If you want to be more explicit in why the queries matched the documents, you can use highlighting. The next block shows how to enable highlighting on the title field, as well as the results with highlighting enabled.

curl -XGET "http://localhost:9200/news-notify/_search" -d'
{
  "query": {
    "percolate": {
      "field": "query",
      "document_type": "doctype",
      "index": "news",
      "type": "item",
      "id": 2
    }
  },
  "_source": {
    "includes": "meta.*"
  },
  "highlight": {
    "fields": {
      "title": {}
    }
  }
}'

{
  "took": 3,
  "timed_out": false,
  "_shards": {
    "total": 5,
    "successful": 5,
    "failed": 0
  },
  "hits": {
    "total": 2,
    "max_score": 0.25811607,
    "hits": [
      {
        "_index": "news-notify",
        "_type": "notification",
        "_id": "2",
        "_score": 0.25811607,
        "_source": {
          "meta": {
            "create_date": "2016-10-13T14:21:45",
            "username": "jettro"
          }
        },
        "highlight": {
          "title": [
            "Snow on the ground, sun in the sky"
          ]
        }
      },
      {
        "_index": "news-notify",
        "_type": "notification",
        "_id": "1",
        "_score": 0.25811607,
        "_source": {
          "meta": {
            "create_date": "2016-10-13T14:23:00",
            "username": "sander"
          }
        },
        "highlight": {
          "title": [
            "Snow on the ground, sun in the sky"
          ]
        }
      }
    ]
  }
}

Did you notice that highlighting works on the document you provide to match against, and not somehow to the query that is stored.

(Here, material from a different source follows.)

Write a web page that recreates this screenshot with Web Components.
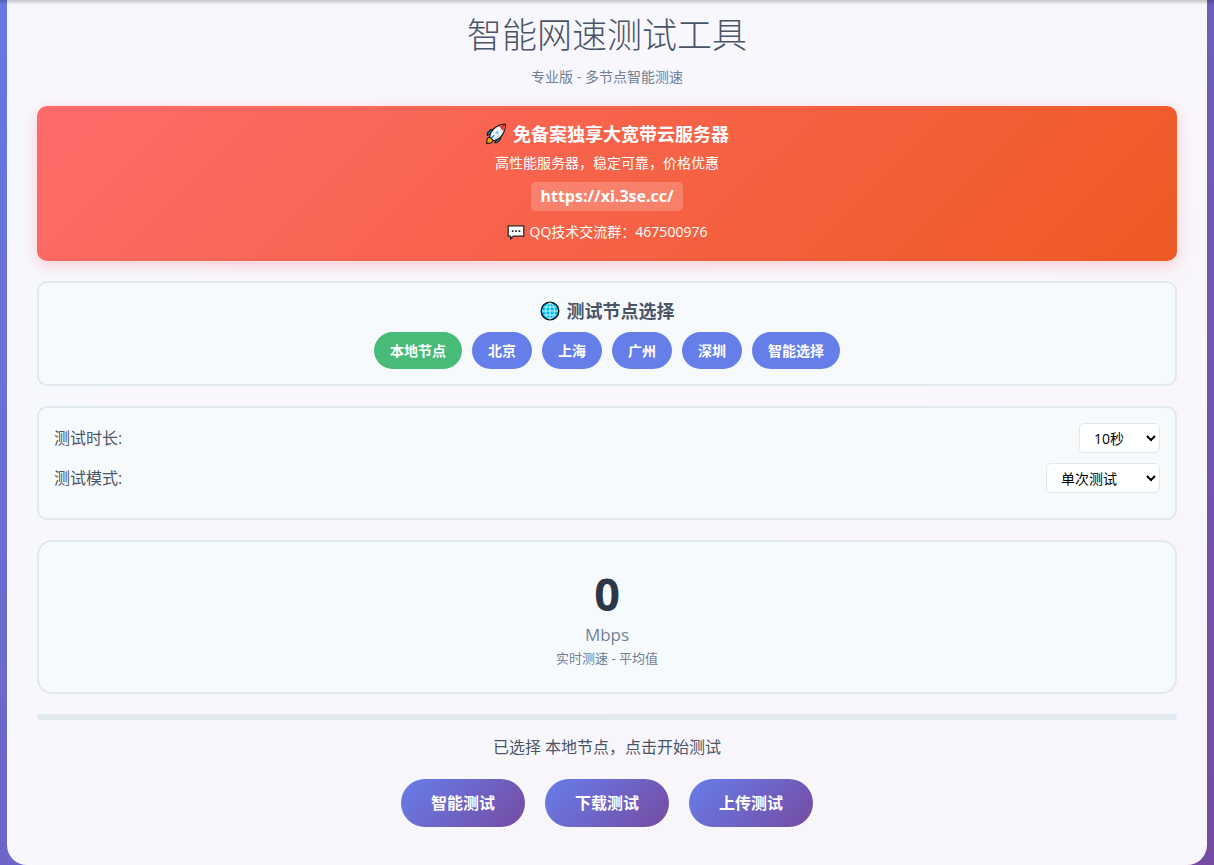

In a normal situation that would be the other way around. However in this case that would feel useless. I think the new percolator is a lot more flexible, love the way you can now add meta data or just plain data to your percolator query object. Using this data you can create a notification, send it to the persons with the username and tell the users why we think they find the article interesting.